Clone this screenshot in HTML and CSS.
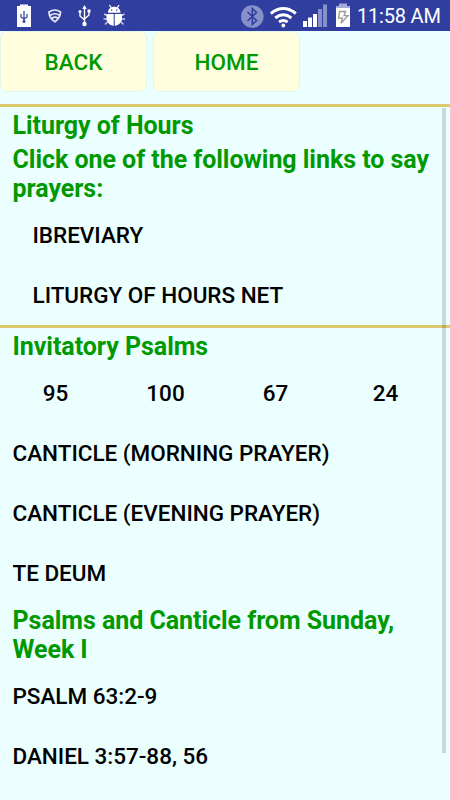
FILE: index.html
```
<!DOCTYPE html>
<html lang="en">
<head>
    <meta charset="UTF-8">
    <meta name="viewport" content="width=device-width, initial-scale=1.0">
    <title>Liturgy of Hours</title>
    <link rel="stylesheet" href="styles.css">
</head>
<body>
    <header class="status-bar">
        <svg class="status-icons" width="130" height="31" viewBox="0 0 130 31">
            <!-- USB battery -->
            <path fill="#fff" d="M17 6h3V4.500h8V6h3v21H17z"/>
            <g fill="none" stroke="#303f9f" stroke-width="1.200">
                <path d="M24 11v11M21 14v3l3 2 3-2v-3"/>
            </g>
            <circle cx="24" cy="21.500" r="1.400" fill="#303f9f"/>
            <!-- Signal shield -->
            <g fill="none" stroke="#e8eaf6" stroke-width="1.700" stroke-linecap="round">
                <path d="M49 12q6-4 11.500 0c0 4-2 7-5.500 9.800C51 19.500 49 16 49 12z"/>
                <path d="M50.500 15.200q4.500-3 9 .2M52.300 18q3-1.800 5.400.2"/>
            </g>
            <!-- USB -->
            <g fill="none" stroke="#fff" stroke-width="1.400">
                <path d="M84.500 7v17M80 12v4l4.500 4M89 11v4l-4.500 4"/>
            </g>
            <path fill="#fff" d="M82.300 9l2.200-4 2.200 4zM87.500 9.500h3v3h-3z"/>
            <circle cx="80" cy="11.500" r="1.600" fill="#fff"/>
            <circle cx="84.500" cy="24" r="2.200" fill="#fff"/>
            <!-- Debug bug -->
            <path fill="none" stroke="#fff" stroke-width="1.300" d="M109.500 5l1.800 3M119 5l-1.800 3"/>
            <path fill="none" stroke="#c5cae9" stroke-width="1.500" d="M107 15.500l-3-1.500M121.500 15.500l3-1.500M107 19h-3.500M121.500 19h3.500M107.500 22l-2.500 2.500M121 22l2.500 2.500"/>
            <path fill="#fff" d="M108 12.800c0-8 12.500-8 12.500 0zM106.500 14h7.200v11.700c-4.300-.5-7.200-3.400-7.200-7.200zM114.700 14h7.300v4.500c0 3.800-2.900 6.700-7.300 7.200z"/>
            <path fill="#303f9f" d="M111 9.500h1.300v1.300H111zM116 9.500h1.300v1.300H116z"/>
        </svg>
        <svg class="status-icons" width="115" height="31" viewBox="0 0 115 31">
            <!-- Bluetooth -->
            <circle cx="12.300" cy="16.500" r="11.300" fill="#8791c9"/>
            <path fill="none" stroke="#303f9f" stroke-width="1.600" d="M7.500 12l9 8.500-4.200 4V8.500l4.200 4-9 8.500"/>
            <!-- Wifi -->
            <g fill="none" stroke="#fff" stroke-width="2.900">
                <path d="M30.800 13.500q12.500-10 25 0M35.200 18q8.100-6.300 16.200 0M39 22q4.300-3.200 8.600 0"/>
            </g>
            <circle cx="43.300" cy="25.500" r="1.900" fill="#fff"/>
            <!-- Mobile signal -->
            <path fill="#fff" d="M63 21h4v6h-4zM68 17.500h4V27h-4zM73 14h4v13h-4z"/>
            <path fill="#8791c9" d="M78 9h4v18h-4zM83 4.500h4V27h-4z"/>
            <!-- Charging battery -->
            <path fill="#a4acd7" d="M96 6h3V3.500h8V6h3v3H96z"/>
            <path fill="#fff" d="M96 8h14v19H96z"/>
            <path fill="#fff" stroke="#999" stroke-width="1.300" d="M99.500 11.500h6l-1.500 4.200h4l-7 7.500 1.500-5h-4z"/>
        </svg>
        <span class="clock">11:58 AM</span>
    </header>

    <nav class="toolbar">
        <button class="nav-button">BACK</button>
        <button class="nav-button">HOME</button>
    </nav>

    <main class="content">
        <section class="links">
            <h1 class="heading title">Liturgy of Hours</h1>
            <h2 class="heading">Click one of the following links to say prayers:</h2>
            <a class="item indented">IBREVIARY</a>
            <a class="item indented">LITURGY OF HOURS NET</a>
        </section>

        <section class="psalms">
            <h2 class="heading">Invitatory Psalms</h2>
            <div class="numbers">
                <a class="item">95</a>
                <a class="item">100</a>
                <a class="item">67</a>
                <a class="item">24</a>
            </div>
            <a class="item">CANTICLE (MORNING PRAYER)</a>
            <a class="item">CANTICLE (EVENING PRAYER)</a>
            <a class="item">TE DEUM</a>
            <h2 class="heading week">Psalms and Canticle from Sunday, Week I</h2>
            <a class="item">PSALM 63:2-9</a>
            <a class="item">DANIEL 3:57-88, 56</a>
        </section>
        <div class="scrollbar"></div>
    </main>
</body>
</html>
```

FILE: styles.css
```
* {
    margin: 0;
    padding: 0;
    box-sizing: border-box;
}

body {
    height: 100vh;
    overflow: hidden;
    background: #ebffff;
    font-family: Roboto, sans-serif;
    color: #000;
}

.status-bar {
    display: flex;
    height: 31px;
    background: #303f9f;
    color: #fff;
}

.status-icons + .status-icons {
    margin-left: 110px;
}

.status-icons {
    flex: none;
}

.clock {
    margin-left: 2px;
    font-size: 20px;
    letter-spacing: -0.2px;
    line-height: 33px;
    white-space: nowrap;
}

/* Top buttons */
.toolbar {
    display: flex;
    gap: 6px;
    height: 73px;
}

.nav-button {
    width: 147px;
    height: 61px;
    border: 1px solid #e2f6ee;
    border-radius: 7px;
    background: #ffffdf;
    color: #009900;
    font-family: inherit;
    font-size: 22.5px;
    font-weight: 500;
}

/* Scrolling list */
.content {
    position: relative;
    height: 696px;
}

.links,
.psalms {
    padding: 4px 12.5px 0;
    border-top: 3px solid #dcc96e;
}

.links {
    height: 221px;
}

.heading {
    color: #009900;
    font-size: 25px;
    font-weight: 700;
    letter-spacing: -0.04px;
    line-height: 29px;
}

.title {
    margin-bottom: 5px;
}

.links .heading + .item {
    margin-top: 2px;
}

.week {
    margin: 3px 0 2px;
}

.item {
    display: block;
    height: 60px;
    font-size: 22.5px;
    font-weight: 500;
    letter-spacing: -0.02px;
    line-height: 60px;
    white-space: nowrap;
}

.indented {
    padding-left: 20px;
}

.numbers {
    display: grid;
    grid-template-columns: repeat(4, 110px);
    margin: 2px 0 0 -12px;
    text-align: center;
}

.scrollbar {
    position: absolute;
    top: 4px;
    right: 4px;
    width: 4px;
    height: 645px;
    background: rgba(0, 0, 0, 0.15);
}
```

| WHAT YOU WILL DO |
Without the pictures, output the full listing exactly as it stands.

| EXERCISE OUTPUT |
Clone this screenshot in HTML and CSS.
FILE: index.html
```
<!DOCTYPE html>
<html lang="en">
<head>
    <meta charset="UTF-8">
    <meta name="viewport" content="width=device-width, initial-scale=1.0">
    <title>Liturgy of Hours</title>
    <link rel="stylesheet" href="styles.css">
</head>
<body>
    <header class="status-bar">
        <svg class="status-icons" width="130" height="31" viewBox="0 0 130 31">
            <!-- USB battery -->
            <path fill="#fff" d="M17 6h3V4.500h8V6h3v21H17z"/>
            <g fill="none" stroke="#303f9f" stroke-width="1.200">
                <path d="M24 11v11M21 14v3l3 2 3-2v-3"/>
            </g>
            <circle cx="24" cy="21.500" r="1.400" fill="#303f9f"/>
            <!-- Signal shield -->
            <g fill="none" stroke="#e8eaf6" stroke-width="1.700" stroke-linecap="round">
                <path d="M49 12q6-4 11.500 0c0 4-2 7-5.500 9.800C51 19.500 49 16 49 12z"/>
                <path d="M50.500 15.200q4.500-3 9 .2M52.300 18q3-1.800 5.400.2"/>
            </g>
            <!-- USB -->
            <g fill="none" stroke="#fff" stroke-width="1.400">
                <path d="M84.500 7v17M80 12v4l4.500 4M89 11v4l-4.500 4"/>
            </g>
            <path fill="#fff" d="M82.300 9l2.200-4 2.200 4zM87.500 9.500h3v3h-3z"/>
            <circle cx="80" cy="11.500" r="1.600" fill="#fff"/>
            <circle cx="84.500" cy="24" r="2.200" fill="#fff"/>
            <!-- Debug bug -->
            <path fill="none" stroke="#fff" stroke-width="1.300" d="M109.500 5l1.800 3M119 5l-1.800 3"/>
            <path fill="none" stroke="#c5cae9" stroke-width="1.500" d="M107 15.500l-3-1.500M121.500 15.500l3-1.500M107 19h-3.500M121.500 19h3.500M107.500 22l-2.500 2.500M121 22l2.500 2.500"/>
            <path fill="#fff" d="M108 12.800c0-8 12.500-8 12.500 0zM106.500 14h7.200v11.700c-4.300-.5-7.200-3.400-7.200-7.200zM114.700 14h7.300v4.500c0 3.800-2.900 6.700-7.300 7.200z"/>
            <path fill="#303f9f" d="M111 9.500h1.300v1.300H111zM116 9.500h1.300v1.300H116z"/>
        </svg>
        <svg class="status-icons" width="115" height="31" viewBox="0 0 115 31">
            <!-- Bluetooth -->
            <circle cx="12.300" cy="16.500" r="11.300" fill="#8791c9"/>
            <path fill="none" stroke="#303f9f" stroke-width="1.600" d="M7.500 12l9 8.500-4.200 4V8.500l4.200 4-9 8.500"/>
            <!-- Wifi -->
            <g fill="none" stroke="#fff" stroke-width="2.900">
                <path d="M30.800 13.500q12.500-10 25 0M35.200 18q8.100-6.300 16.200 0M39 22q4.300-3.200 8.600 0"/>
            </g>
            <circle cx="43.300" cy="25.500" r="1.900" fill="#fff"/>
            <!-- Mobile signal -->
            <path fill="#fff" d="M63 21h4v6h-4zM68 17.500h4V27h-4zM73 14h4v13h-4z"/>
            <path fill="#8791c9" d="M78 9h4v18h-4zM83 4.500h4V27h-4z"/>
            <!-- Charging battery -->
            <path fill="#a4acd7" d="M96 6h3V3.500h8V6h3v3H96z"/>
            <path fill="#fff" d="M96 8h14v19H96z"/>
            <path fill="#fff" stroke="#999" stroke-width="1.300" d="M99.500 11.500h6l-1.500 4.200h4l-7 7.500 1.500-5h-4z"/>
        </svg>
        <span class="clock">11:58 AM</span>
    </header>

    <nav class="toolbar">
        <button class="nav-button">BACK</button>
        <button class="nav-button">HOME</button>
    </nav>

    <main class="content">
        <section class="links">
            <h1 class="heading title">Liturgy of Hours</h1>
            <h2 class="heading">Click one of the following links to say prayers:</h2>
            <a class="item indented">IBREVIARY</a>
            <a class="item indented">LITURGY OF HOURS NET</a>
        </section>

        <section class="psalms">
            <h2 class="heading">Invitatory Psalms</h2>
            <div class="numbers">
                <a class="item">95</a>
                <a class="item">100</a>
                <a class="item">67</a>
                <a class="item">24</a>
            </div>
            <a class="item">CANTICLE (MORNING PRAYER)</a>
            <a class="item">CANTICLE (EVENING PRAYER)</a>
            <a class="item">TE DEUM</a>
            <h2 class="heading week">Psalms and Canticle from Sunday, Week I</h2>
            <a class="item">PSALM 63:2-9</a>
            <a class="item">DANIEL 3:57-88, 56</a>
        </section>
        <div class="scrollbar"></div>
    </main>
</body>
</html>
```

FILE: styles.css
```
* {
    margin: 0;
    padding: 0;
    box-sizing: border-box;
}

body {
    height: 100vh;
    overflow: hidden;
    background: #ebffff;
    font-family: Roboto, sans-serif;
    color: #000;
}

.status-bar {
    display: flex;
    height: 31px;
    background: #303f9f;
    color: #fff;
}

.status-icons + .status-icons {
    margin-left: 110px;
}

.status-icons {
    flex: none;
}

.clock {
    margin-left: 2px;
    font-size: 20px;
    letter-spacing: -0.2px;
    line-height: 33px;
    white-space: nowrap;
}

/* Top buttons */
.toolbar {
    display: flex;
    gap: 6px;
    height: 73px;
}

.nav-button {
    width: 147px;
    height: 61px;
    border: 1px solid #e2f6ee;
    border-radius: 7px;
    background: #ffffdf;
    color: #009900;
    font-family: inherit;
    font-size: 22.5px;
    font-weight: 500;
}

/* Scrolling list */
.content {
    position: relative;
    height: 696px;
}

.links,
.psalms {
    padding: 4px 12.5px 0;
    border-top: 3px solid #dcc96e;
}

.links {
    height: 221px;
}

.heading {
    color: #009900;
    font-size: 25px;
    font-weight: 700;
    letter-spacing: -0.04px;
    line-height: 29px;
}

.title {
    margin-bottom: 5px;
}

.links .heading + .item {
    margin-top: 2px;
}

.week {
    margin: 3px 0 2px;
}

.item {
    display: block;
    height: 60px;
    font-size: 22.5px;
    font-weight: 500;
    letter-spacing: -0.02px;
    line-height: 60px;
    white-space: nowrap;
}

.indented {
    padding-left: 20px;
}

.numbers {
    display: grid;
    grid-template-columns: repeat(4, 110px);
    margin: 2px 0 0 -12px;
    text-align: center;
}

.scrollbar {
    position: absolute;
    top: 4px;
    right: 4px;
    width: 4px;
    height: 645px;
    background: rgba(0, 0, 0, 0.15);
}
```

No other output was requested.